**Task goal:**
From the listing below, extract every line in which the word "screenshot" appears.

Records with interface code

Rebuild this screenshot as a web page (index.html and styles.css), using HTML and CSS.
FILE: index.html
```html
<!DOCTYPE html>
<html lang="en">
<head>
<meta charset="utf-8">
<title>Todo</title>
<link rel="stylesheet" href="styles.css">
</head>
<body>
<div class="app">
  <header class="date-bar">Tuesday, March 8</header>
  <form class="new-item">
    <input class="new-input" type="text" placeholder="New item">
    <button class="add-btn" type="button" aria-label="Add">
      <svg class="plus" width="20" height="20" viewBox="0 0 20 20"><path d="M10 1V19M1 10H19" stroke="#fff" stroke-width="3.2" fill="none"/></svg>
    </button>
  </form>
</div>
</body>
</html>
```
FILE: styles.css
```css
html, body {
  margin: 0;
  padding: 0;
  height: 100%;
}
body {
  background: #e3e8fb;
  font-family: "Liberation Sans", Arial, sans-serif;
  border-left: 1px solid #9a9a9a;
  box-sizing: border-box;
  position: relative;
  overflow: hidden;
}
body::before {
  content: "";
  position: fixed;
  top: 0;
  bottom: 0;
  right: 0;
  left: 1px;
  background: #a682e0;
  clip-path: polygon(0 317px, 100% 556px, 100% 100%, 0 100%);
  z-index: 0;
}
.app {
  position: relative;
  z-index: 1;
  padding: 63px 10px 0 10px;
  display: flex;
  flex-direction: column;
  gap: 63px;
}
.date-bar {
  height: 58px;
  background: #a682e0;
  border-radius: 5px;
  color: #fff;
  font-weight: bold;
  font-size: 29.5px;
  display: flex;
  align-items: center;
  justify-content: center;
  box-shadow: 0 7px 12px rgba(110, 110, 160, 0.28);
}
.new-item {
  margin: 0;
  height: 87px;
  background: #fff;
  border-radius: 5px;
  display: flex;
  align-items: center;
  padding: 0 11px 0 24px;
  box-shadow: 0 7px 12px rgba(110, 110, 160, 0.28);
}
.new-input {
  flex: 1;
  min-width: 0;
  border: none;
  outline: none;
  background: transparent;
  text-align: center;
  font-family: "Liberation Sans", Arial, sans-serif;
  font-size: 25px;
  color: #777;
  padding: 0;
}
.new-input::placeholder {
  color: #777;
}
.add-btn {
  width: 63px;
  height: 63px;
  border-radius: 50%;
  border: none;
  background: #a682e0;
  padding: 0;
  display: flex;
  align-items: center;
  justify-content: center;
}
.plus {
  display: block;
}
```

--

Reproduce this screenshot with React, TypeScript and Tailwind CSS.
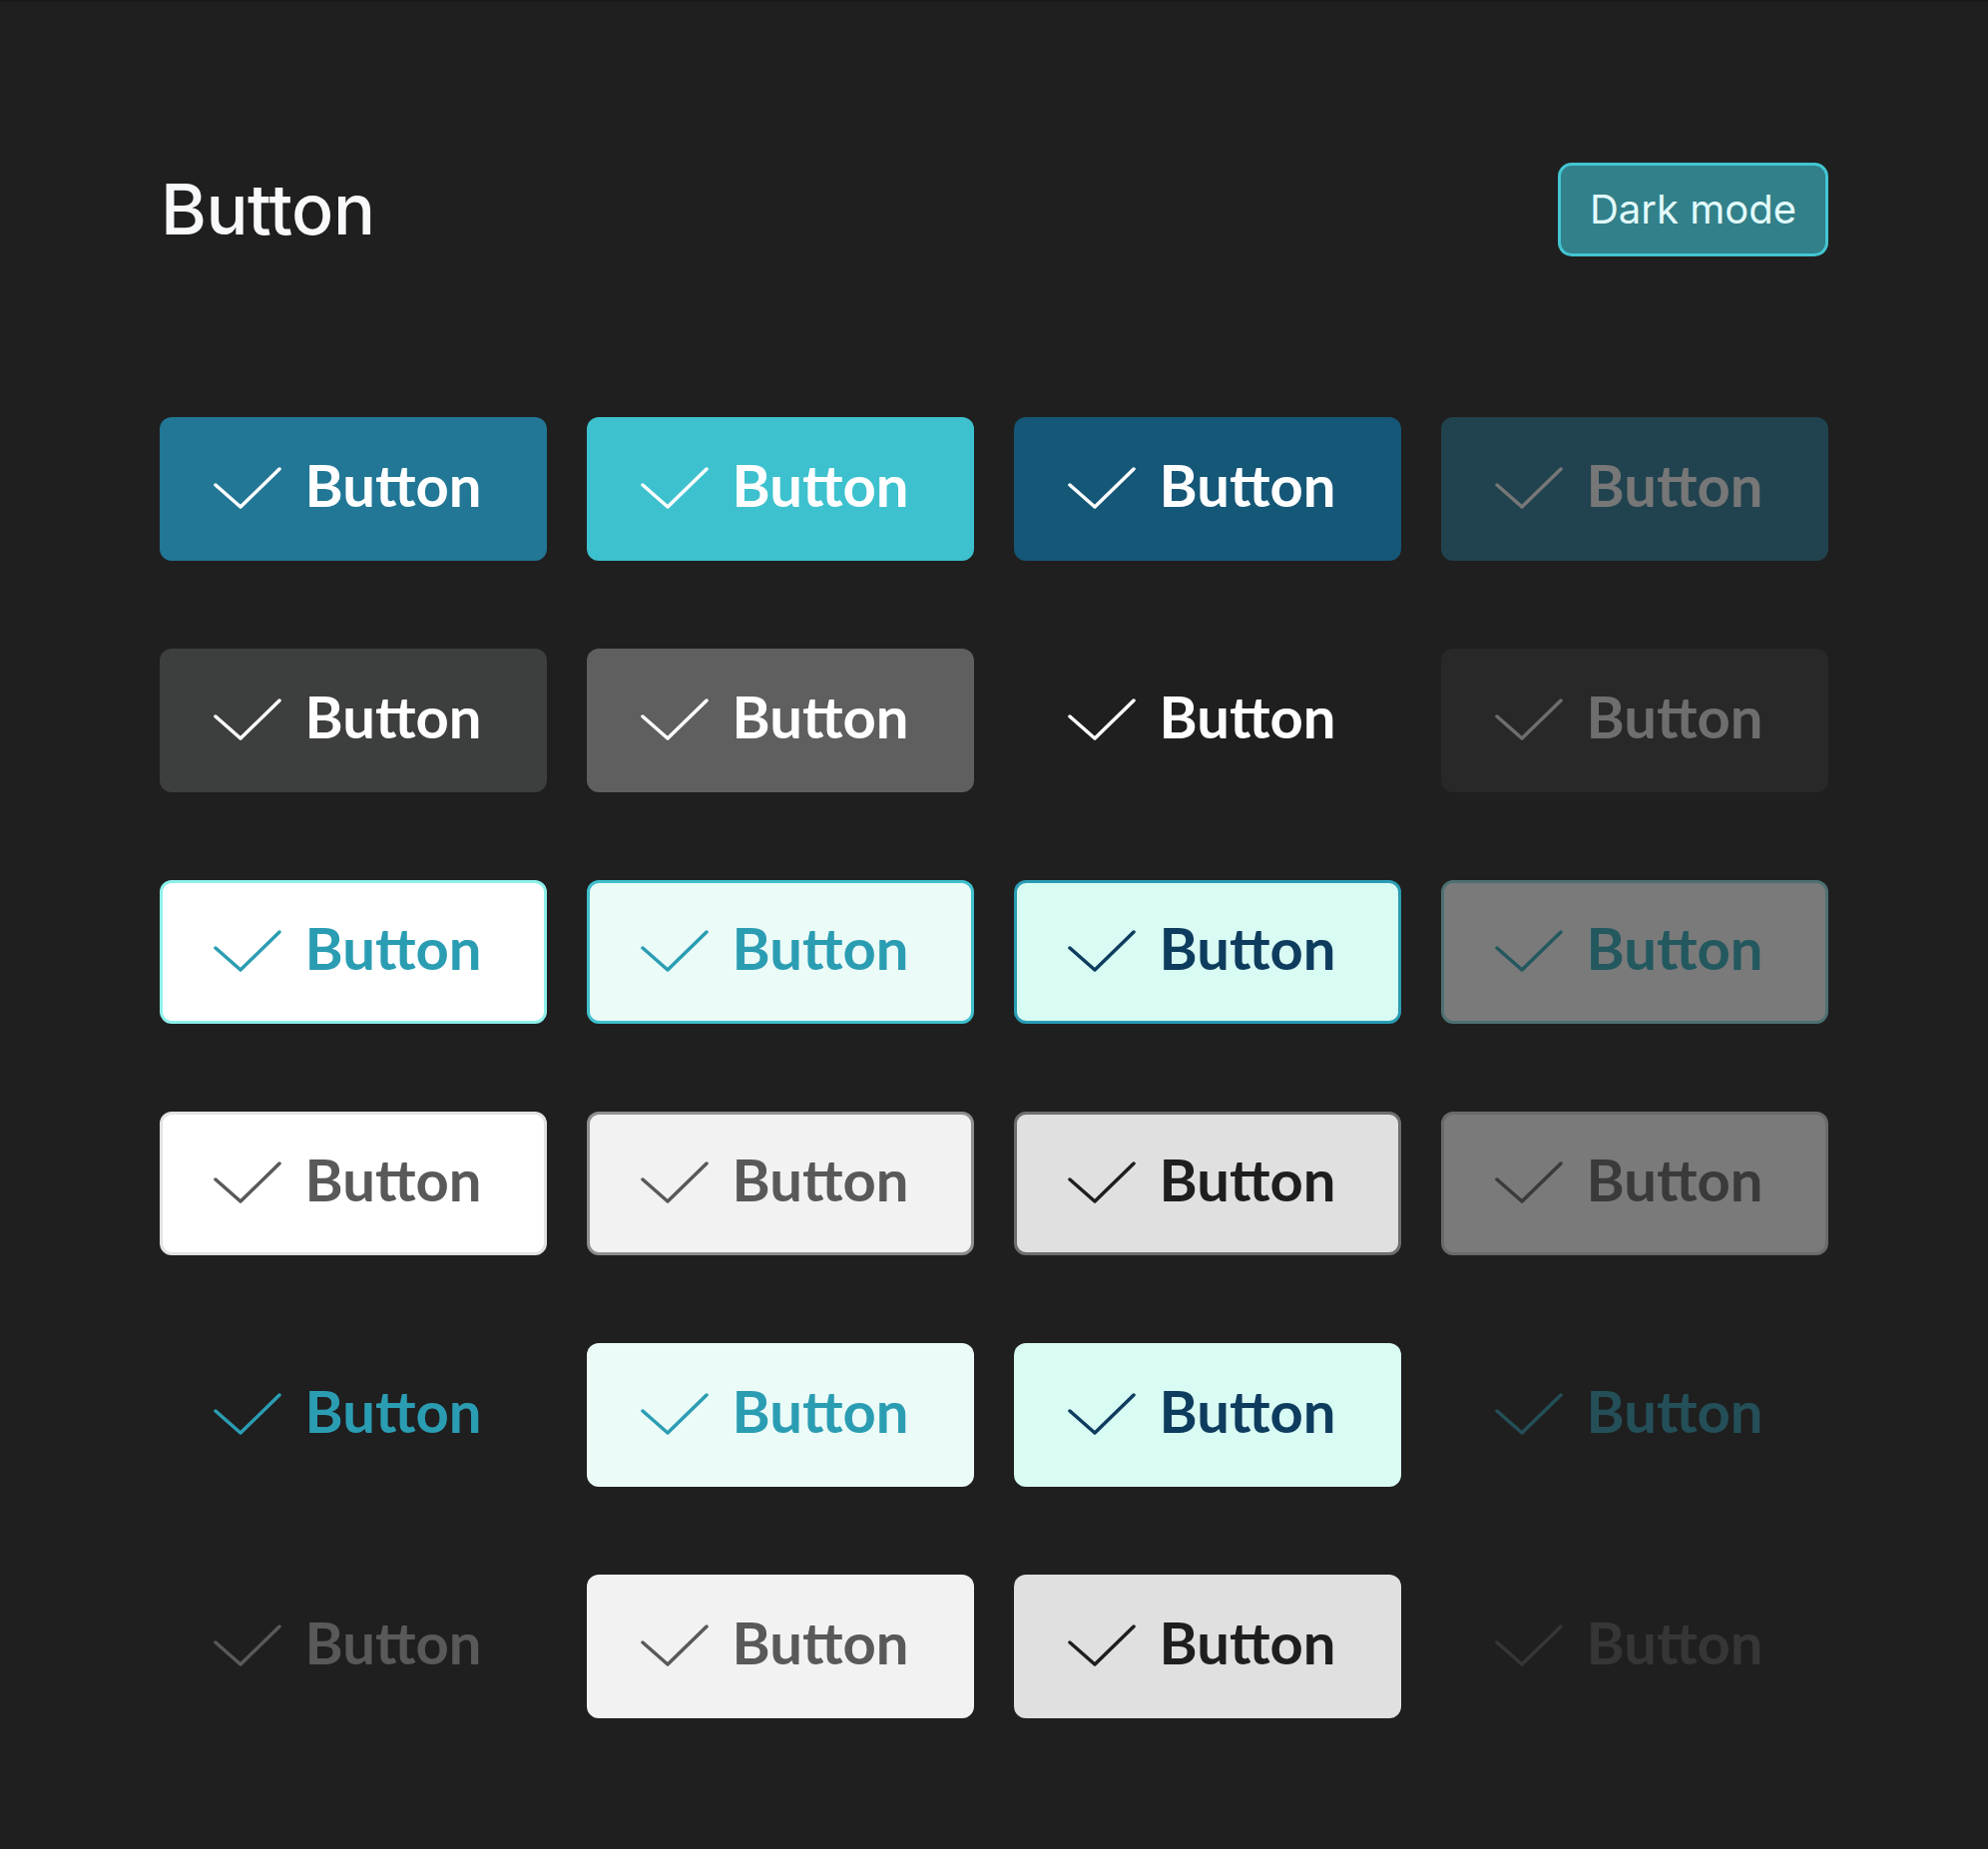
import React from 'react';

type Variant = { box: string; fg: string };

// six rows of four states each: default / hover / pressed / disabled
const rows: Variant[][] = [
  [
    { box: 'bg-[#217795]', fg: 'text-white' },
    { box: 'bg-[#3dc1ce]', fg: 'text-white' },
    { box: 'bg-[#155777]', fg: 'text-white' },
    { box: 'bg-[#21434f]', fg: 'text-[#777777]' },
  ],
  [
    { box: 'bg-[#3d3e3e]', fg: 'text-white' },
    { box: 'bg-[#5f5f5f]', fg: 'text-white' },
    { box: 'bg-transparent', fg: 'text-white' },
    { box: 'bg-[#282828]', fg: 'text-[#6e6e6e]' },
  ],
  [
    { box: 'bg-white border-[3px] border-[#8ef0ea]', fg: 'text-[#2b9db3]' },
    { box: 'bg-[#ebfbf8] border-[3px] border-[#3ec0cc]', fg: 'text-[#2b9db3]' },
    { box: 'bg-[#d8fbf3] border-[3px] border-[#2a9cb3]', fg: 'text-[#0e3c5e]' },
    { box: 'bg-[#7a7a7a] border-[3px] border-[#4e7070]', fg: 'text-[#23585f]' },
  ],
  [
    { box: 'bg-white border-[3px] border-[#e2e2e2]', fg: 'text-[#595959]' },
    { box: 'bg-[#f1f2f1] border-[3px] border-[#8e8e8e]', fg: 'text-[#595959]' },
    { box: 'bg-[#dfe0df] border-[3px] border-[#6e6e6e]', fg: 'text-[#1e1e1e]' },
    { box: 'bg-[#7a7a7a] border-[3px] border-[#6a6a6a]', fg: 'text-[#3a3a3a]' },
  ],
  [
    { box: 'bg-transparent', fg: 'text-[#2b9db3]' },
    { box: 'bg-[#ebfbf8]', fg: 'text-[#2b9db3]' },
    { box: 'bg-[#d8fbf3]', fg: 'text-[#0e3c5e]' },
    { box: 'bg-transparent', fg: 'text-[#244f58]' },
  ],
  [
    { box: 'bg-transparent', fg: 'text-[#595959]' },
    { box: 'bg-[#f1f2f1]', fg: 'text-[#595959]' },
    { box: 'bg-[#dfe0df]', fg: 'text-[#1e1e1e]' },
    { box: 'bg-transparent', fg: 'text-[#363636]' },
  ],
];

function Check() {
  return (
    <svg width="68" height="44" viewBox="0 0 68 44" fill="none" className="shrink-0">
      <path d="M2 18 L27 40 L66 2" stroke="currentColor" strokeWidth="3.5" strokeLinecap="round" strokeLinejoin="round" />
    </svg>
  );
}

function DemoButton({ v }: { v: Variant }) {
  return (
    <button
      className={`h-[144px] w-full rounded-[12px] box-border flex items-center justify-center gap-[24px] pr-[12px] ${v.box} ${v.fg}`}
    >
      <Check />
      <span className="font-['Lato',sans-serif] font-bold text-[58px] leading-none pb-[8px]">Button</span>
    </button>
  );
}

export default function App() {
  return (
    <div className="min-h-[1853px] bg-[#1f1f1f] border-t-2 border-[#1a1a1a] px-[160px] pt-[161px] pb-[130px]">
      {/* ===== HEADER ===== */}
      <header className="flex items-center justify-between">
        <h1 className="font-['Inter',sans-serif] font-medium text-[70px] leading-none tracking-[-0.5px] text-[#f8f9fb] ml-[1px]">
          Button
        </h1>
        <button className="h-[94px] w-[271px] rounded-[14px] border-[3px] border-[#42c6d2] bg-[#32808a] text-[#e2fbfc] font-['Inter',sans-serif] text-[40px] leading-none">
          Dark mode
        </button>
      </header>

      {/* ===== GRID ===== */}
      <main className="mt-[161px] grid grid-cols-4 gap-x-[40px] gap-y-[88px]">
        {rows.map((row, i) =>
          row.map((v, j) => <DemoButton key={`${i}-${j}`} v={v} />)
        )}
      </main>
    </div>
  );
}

---

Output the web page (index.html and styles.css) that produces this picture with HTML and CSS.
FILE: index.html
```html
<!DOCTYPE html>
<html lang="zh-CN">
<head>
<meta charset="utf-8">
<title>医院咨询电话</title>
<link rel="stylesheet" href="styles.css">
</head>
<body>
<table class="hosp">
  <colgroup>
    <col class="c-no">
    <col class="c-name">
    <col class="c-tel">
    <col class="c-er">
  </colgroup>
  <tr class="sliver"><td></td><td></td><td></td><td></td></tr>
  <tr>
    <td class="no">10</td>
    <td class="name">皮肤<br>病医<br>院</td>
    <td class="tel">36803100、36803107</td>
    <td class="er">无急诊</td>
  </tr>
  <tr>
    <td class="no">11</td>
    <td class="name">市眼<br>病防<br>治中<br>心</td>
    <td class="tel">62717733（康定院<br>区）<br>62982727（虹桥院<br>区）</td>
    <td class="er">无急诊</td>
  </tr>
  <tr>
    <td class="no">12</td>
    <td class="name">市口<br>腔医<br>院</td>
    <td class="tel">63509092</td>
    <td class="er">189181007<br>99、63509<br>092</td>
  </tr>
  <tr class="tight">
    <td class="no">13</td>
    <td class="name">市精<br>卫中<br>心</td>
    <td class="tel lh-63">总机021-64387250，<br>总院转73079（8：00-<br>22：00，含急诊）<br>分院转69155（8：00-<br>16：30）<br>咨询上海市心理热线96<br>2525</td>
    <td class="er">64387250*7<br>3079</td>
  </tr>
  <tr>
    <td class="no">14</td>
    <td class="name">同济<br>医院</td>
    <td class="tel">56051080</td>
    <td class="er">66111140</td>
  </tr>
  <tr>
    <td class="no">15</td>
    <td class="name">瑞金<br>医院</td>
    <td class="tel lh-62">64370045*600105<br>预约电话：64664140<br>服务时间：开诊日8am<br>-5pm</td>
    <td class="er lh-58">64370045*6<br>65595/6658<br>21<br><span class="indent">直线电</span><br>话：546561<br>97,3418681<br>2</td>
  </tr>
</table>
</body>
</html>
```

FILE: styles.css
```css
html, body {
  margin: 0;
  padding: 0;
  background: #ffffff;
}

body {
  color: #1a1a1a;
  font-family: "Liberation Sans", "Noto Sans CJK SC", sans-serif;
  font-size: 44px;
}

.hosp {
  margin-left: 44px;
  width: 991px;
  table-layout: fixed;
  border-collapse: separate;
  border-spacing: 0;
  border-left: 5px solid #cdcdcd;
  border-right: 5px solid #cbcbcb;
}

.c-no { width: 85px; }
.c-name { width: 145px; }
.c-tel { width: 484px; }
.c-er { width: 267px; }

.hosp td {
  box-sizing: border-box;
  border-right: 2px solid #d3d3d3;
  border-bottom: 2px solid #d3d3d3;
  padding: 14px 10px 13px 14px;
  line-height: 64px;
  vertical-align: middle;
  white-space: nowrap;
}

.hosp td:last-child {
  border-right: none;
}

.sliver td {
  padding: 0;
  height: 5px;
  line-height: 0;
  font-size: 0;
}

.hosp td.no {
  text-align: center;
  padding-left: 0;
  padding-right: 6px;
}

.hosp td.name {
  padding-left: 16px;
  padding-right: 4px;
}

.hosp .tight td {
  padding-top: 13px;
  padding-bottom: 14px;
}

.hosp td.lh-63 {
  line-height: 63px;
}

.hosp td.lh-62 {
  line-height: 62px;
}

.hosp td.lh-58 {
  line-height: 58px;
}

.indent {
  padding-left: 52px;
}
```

**Correct result:**
Rebuild this screenshot as a web page (index.html and styles.css), using HTML and CSS.
Reproduce this screenshot with React, TypeScript and Tailwind CSS.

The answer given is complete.